→ **Aim**: Lines that include the word "styles" are the ones to copy.
(begin)
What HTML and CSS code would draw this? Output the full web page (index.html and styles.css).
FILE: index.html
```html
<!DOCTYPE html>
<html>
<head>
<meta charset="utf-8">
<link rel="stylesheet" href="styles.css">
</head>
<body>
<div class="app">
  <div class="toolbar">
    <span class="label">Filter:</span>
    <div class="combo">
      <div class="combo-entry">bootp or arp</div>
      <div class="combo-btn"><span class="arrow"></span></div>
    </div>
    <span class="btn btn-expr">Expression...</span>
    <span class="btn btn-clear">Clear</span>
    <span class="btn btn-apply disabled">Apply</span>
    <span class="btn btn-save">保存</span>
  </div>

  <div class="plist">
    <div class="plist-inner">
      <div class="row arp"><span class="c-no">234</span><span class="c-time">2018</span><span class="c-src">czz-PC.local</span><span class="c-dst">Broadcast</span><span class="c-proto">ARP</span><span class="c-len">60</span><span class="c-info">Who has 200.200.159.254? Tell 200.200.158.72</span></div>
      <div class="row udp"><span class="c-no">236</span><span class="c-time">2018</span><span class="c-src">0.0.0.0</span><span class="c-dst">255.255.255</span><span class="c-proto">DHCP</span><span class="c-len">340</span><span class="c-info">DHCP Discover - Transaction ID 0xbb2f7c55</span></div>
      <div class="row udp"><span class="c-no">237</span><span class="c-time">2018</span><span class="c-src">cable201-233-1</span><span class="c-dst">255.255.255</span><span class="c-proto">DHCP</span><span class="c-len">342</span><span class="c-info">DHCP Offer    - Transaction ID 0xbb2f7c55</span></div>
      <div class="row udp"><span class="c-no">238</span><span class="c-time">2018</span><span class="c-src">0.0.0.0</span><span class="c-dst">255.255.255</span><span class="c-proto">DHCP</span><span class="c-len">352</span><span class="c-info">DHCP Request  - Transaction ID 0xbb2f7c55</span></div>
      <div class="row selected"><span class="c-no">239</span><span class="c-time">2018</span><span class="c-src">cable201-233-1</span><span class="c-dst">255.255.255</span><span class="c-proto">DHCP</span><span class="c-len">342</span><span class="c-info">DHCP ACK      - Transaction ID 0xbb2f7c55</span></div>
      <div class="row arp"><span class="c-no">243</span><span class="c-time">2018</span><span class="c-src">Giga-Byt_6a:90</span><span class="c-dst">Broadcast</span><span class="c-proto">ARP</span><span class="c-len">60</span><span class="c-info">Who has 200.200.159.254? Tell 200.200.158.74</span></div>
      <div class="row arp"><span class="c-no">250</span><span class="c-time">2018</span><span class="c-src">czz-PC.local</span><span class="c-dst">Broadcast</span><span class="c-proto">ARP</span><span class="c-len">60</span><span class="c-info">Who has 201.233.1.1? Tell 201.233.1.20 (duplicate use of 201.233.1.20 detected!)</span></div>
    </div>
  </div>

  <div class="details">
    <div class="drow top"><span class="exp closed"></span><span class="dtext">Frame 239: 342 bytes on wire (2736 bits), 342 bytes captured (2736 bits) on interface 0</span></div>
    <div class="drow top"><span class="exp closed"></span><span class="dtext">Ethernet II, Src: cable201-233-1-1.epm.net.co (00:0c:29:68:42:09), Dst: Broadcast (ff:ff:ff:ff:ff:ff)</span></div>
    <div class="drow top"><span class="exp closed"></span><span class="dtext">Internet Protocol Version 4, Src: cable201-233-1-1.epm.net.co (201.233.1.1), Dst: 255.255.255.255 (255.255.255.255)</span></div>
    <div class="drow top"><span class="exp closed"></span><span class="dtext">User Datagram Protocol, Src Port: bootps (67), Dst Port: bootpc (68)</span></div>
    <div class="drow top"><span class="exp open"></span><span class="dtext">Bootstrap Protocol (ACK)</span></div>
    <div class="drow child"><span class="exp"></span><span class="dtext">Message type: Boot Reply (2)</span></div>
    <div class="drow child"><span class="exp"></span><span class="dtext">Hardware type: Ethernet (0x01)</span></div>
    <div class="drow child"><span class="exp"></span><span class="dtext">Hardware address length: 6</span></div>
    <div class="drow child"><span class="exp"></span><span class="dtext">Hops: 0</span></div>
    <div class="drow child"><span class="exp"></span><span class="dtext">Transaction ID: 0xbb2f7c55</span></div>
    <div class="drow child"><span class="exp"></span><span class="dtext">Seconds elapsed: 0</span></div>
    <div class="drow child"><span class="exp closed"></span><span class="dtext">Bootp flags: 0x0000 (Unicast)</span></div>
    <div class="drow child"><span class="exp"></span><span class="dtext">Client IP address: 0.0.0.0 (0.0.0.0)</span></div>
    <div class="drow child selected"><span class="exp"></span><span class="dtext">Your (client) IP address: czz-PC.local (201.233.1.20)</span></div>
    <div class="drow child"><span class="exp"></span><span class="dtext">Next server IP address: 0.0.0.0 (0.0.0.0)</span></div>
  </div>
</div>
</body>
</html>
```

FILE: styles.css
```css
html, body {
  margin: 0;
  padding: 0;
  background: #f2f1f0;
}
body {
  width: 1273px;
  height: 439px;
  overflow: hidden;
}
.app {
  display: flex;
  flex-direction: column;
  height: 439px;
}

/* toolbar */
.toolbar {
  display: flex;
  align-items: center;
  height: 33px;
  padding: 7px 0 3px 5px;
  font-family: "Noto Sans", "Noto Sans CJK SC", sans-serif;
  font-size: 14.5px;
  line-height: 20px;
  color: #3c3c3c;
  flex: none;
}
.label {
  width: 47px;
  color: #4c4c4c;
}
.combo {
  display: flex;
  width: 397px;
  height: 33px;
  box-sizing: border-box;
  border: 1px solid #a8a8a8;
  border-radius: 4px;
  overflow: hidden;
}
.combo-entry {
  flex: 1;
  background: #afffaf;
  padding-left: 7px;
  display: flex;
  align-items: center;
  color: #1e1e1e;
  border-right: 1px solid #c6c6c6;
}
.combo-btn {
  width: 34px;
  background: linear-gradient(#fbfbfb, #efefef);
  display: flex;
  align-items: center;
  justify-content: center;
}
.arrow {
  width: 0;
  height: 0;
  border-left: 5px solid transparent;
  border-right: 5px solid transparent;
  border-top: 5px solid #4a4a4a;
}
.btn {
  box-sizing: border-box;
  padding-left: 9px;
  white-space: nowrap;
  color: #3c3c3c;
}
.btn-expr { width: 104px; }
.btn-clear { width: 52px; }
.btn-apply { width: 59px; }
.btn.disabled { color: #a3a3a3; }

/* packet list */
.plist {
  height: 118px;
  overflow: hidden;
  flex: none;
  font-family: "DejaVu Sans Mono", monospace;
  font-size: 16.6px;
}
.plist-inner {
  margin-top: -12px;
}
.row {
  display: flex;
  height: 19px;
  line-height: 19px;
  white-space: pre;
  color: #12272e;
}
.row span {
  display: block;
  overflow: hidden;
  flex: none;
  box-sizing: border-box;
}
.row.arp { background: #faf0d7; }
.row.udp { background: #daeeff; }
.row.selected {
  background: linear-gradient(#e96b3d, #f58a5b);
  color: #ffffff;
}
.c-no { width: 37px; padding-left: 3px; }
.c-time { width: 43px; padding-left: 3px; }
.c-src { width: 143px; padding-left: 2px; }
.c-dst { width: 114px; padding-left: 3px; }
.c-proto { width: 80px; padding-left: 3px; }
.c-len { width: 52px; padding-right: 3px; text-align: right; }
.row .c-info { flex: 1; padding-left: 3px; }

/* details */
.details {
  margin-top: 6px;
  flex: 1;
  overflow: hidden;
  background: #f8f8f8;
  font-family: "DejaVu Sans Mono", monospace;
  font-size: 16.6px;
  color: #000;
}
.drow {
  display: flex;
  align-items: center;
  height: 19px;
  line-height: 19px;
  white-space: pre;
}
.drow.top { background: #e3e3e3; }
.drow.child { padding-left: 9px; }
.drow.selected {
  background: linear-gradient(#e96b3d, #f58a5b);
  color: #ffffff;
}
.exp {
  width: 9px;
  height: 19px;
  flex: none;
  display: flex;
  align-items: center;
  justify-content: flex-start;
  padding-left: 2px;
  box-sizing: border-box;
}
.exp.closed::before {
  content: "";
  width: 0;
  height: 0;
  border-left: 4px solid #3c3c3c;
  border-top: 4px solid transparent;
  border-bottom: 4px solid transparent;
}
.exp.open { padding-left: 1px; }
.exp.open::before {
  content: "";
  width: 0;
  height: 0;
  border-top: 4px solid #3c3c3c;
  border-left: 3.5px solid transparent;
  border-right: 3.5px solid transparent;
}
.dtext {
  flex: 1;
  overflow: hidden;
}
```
(end)
→ **Response to this task**:
What HTML and CSS code would draw this? Output the full web page (index.html and styles.css).
<link rel="stylesheet" href="styles.css">
FILE: styles.css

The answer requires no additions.